* **Objective**
Reproduce the listing below character for character; drop every image.
------------------------
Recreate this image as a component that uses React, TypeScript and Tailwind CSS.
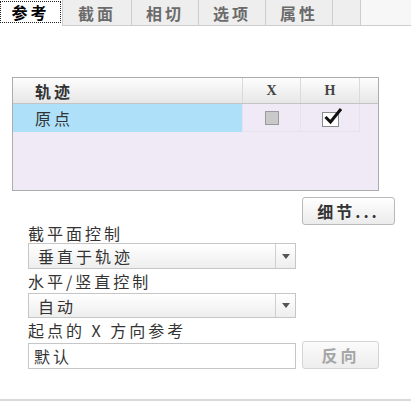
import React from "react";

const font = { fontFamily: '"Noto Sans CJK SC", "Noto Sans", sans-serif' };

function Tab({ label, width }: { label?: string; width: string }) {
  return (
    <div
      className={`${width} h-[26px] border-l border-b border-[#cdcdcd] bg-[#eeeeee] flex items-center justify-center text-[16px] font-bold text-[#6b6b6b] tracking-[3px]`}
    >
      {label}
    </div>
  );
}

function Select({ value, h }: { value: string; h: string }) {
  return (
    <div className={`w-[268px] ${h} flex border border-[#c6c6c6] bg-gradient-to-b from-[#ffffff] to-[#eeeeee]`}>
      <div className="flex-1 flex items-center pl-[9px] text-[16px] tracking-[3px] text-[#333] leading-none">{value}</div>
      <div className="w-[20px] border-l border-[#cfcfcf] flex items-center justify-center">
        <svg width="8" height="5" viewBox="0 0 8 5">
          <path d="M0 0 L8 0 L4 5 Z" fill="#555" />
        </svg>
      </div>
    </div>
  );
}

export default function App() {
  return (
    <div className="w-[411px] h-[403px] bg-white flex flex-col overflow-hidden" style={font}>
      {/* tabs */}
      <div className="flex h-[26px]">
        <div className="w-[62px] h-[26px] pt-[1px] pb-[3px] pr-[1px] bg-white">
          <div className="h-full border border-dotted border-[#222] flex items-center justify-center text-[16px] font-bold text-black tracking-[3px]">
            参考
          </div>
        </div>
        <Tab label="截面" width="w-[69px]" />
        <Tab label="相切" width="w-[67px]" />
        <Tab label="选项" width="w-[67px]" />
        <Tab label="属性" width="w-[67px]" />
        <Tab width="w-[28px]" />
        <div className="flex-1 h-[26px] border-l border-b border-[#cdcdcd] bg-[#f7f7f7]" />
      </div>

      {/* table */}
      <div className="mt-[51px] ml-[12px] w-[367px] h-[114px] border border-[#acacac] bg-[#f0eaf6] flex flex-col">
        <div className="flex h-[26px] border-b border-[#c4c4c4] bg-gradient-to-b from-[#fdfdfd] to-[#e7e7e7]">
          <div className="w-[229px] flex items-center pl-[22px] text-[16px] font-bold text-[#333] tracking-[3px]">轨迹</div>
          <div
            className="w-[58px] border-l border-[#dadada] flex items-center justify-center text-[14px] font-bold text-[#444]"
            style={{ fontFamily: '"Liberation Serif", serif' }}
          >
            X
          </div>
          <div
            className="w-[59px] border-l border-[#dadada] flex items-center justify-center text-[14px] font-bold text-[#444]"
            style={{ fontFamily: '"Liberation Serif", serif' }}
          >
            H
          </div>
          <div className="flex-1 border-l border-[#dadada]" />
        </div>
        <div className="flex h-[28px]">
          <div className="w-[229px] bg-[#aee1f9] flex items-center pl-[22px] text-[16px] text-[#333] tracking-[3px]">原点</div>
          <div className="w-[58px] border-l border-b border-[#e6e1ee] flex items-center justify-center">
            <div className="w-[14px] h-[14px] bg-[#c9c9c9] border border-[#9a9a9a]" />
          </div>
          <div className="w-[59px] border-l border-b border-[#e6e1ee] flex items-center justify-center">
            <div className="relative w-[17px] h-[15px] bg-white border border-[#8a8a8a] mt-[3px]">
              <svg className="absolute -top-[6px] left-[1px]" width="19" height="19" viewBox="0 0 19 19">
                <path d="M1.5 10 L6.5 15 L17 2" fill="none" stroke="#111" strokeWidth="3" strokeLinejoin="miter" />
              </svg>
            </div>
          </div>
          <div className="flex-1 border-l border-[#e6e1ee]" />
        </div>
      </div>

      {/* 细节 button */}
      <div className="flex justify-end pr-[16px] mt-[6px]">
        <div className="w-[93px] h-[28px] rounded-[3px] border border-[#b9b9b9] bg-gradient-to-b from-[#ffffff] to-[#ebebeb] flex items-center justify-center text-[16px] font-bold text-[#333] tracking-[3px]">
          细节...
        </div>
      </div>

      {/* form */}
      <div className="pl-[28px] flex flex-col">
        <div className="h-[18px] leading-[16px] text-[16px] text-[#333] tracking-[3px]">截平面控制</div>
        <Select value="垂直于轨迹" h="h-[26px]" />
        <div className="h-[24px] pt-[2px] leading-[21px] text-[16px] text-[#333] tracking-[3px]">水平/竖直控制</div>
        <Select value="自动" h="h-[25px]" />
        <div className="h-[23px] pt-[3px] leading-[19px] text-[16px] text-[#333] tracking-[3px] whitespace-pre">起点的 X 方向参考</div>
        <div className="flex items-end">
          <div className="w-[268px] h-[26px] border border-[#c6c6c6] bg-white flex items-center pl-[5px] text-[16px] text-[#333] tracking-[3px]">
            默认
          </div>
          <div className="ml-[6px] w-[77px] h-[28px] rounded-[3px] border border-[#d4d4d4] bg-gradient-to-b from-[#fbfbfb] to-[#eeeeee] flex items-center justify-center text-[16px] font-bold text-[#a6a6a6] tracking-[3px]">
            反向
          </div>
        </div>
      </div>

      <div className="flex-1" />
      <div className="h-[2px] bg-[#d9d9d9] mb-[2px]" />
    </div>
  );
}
------------------------
* **Result of the exercise**
Recreate this image as a component that uses React, TypeScript and Tailwind CSS.
import React from "react";

const font = { fontFamily: '"Noto Sans CJK SC", "Noto Sans", sans-serif' };

function Tab({ label, width }: { label?: string; width: string }) {
  return (
    <div
      className={`${width} h-[26px] border-l border-b border-[#cdcdcd] bg-[#eeeeee] flex items-center justify-center text-[16px] font-bold text-[#6b6b6b] tracking-[3px]`}
    >
      {label}
    </div>
  );
}

function Select({ value, h }: { value: string; h: string }) {
  return (
    <div className={`w-[268px] ${h} flex border border-[#c6c6c6] bg-gradient-to-b from-[#ffffff] to-[#eeeeee]`}>
      <div className="flex-1 flex items-center pl-[9px] text-[16px] tracking-[3px] text-[#333] leading-none">{value}</div>
      <div className="w-[20px] border-l border-[#cfcfcf] flex items-center justify-center">
        <svg width="8" height="5" viewBox="0 0 8 5">
          <path d="M0 0 L8 0 L4 5 Z" fill="#555" />
        </svg>
      </div>
    </div>
  );
}

export default function App() {
  return (
    <div className="w-[411px] h-[403px] bg-white flex flex-col overflow-hidden" style={font}>
      {/* tabs */}
      <div className="flex h-[26px]">
        <div className="w-[62px] h-[26px] pt-[1px] pb-[3px] pr-[1px] bg-white">
          <div className="h-full border border-dotted border-[#222] flex items-center justify-center text-[16px] font-bold text-black tracking-[3px]">
            参考
          </div>
        </div>
        <Tab label="截面" width="w-[69px]" />
        <Tab label="相切" width="w-[67px]" />
        <Tab label="选项" width="w-[67px]" />
        <Tab label="属性" width="w-[67px]" />
        <Tab width="w-[28px]" />
        <div className="flex-1 h-[26px] border-l border-b border-[#cdcdcd] bg-[#f7f7f7]" />
      </div>

      {/* table */}
      <div className="mt-[51px] ml-[12px] w-[367px] h-[114px] border border-[#acacac] bg-[#f0eaf6] flex flex-col">
        <div className="flex h-[26px] border-b border-[#c4c4c4] bg-gradient-to-b from-[#fdfdfd] to-[#e7e7e7]">
          <div className="w-[229px] flex items-center pl-[22px] text-[16px] font-bold text-[#333] tracking-[3px]">轨迹</div>
          <div
            className="w-[58px] border-l border-[#dadada] flex items-center justify-center text-[14px] font-bold text-[#444]"
            style={{ fontFamily: '"Liberation Serif", serif' }}
          >
            X
          </div>
          <div
            className="w-[59px] border-l border-[#dadada] flex items-center justify-center text-[14px] font-bold text-[#444]"
            style={{ fontFamily: '"Liberation Serif", serif' }}
          >
            H
          </div>
          <div className="flex-1 border-l border-[#dadada]" />
        </div>
        <div className="flex h-[28px]">
          <div className="w-[229px] bg-[#aee1f9] flex items-center pl-[22px] text-[16px] text-[#333] tracking-[3px]">原点</div>
          <div className="w-[58px] border-l border-b border-[#e6e1ee] flex items-center justify-center">
            <div className="w-[14px] h-[14px] bg-[#c9c9c9] border border-[#9a9a9a]" />
          </div>
          <div className="w-[59px] border-l border-b border-[#e6e1ee] flex items-center justify-center">
            <div className="relative w-[17px] h-[15px] bg-white border border-[#8a8a8a] mt-[3px]">
              <svg className="absolute -top-[6px] left-[1px]" width="19" height="19" viewBox="0 0 19 19">
                <path d="M1.5 10 L6.5 15 L17 2" fill="none" stroke="#111" strokeWidth="3" strokeLinejoin="miter" />
              </svg>
            </div>
          </div>
          <div className="flex-1 border-l border-[#e6e1ee]" />
        </div>
      </div>

      {/* 细节 button */}
      <div className="flex justify-end pr-[16px] mt-[6px]">
        <div className="w-[93px] h-[28px] rounded-[3px] border border-[#b9b9b9] bg-gradient-to-b from-[#ffffff] to-[#ebebeb] flex items-center justify-center text-[16px] font-bold text-[#333] tracking-[3px]">
          细节...
        </div>
      </div>

      {/* form */}
      <div className="pl-[28px] flex flex-col">
        <div className="h-[18px] leading-[16px] text-[16px] text-[#333] tracking-[3px]">截平面控制</div>
        <Select value="垂直于轨迹" h="h-[26px]" />
        <div className="h-[24px] pt-[2px] leading-[21px] text-[16px] text-[#333] tracking-[3px]">水平/竖直控制</div>
        <Select value="自动" h="h-[25px]" />
        <div className="h-[23px] pt-[3px] leading-[19px] text-[16px] text-[#333] tracking-[3px] whitespace-pre">起点的 X 方向参考</div>
        <div className="flex items-end">
          <div className="w-[268px] h-[26px] border border-[#c6c6c6] bg-white flex items-center pl-[5px] text-[16px] text-[#333] tracking-[3px]">
            默认
          </div>
          <div className="ml-[6px] w-[77px] h-[28px] rounded-[3px] border border-[#d4d4d4] bg-gradient-to-b from-[#fbfbfb] to-[#eeeeee] flex items-center justify-center text-[16px] font-bold text-[#a6a6a6] tracking-[3px]">
            反向
          </div>
        </div>
      </div>

      <div className="flex-1" />
      <div className="h-[2px] bg-[#d9d9d9] mb-[2px]" />
    </div>
  );
}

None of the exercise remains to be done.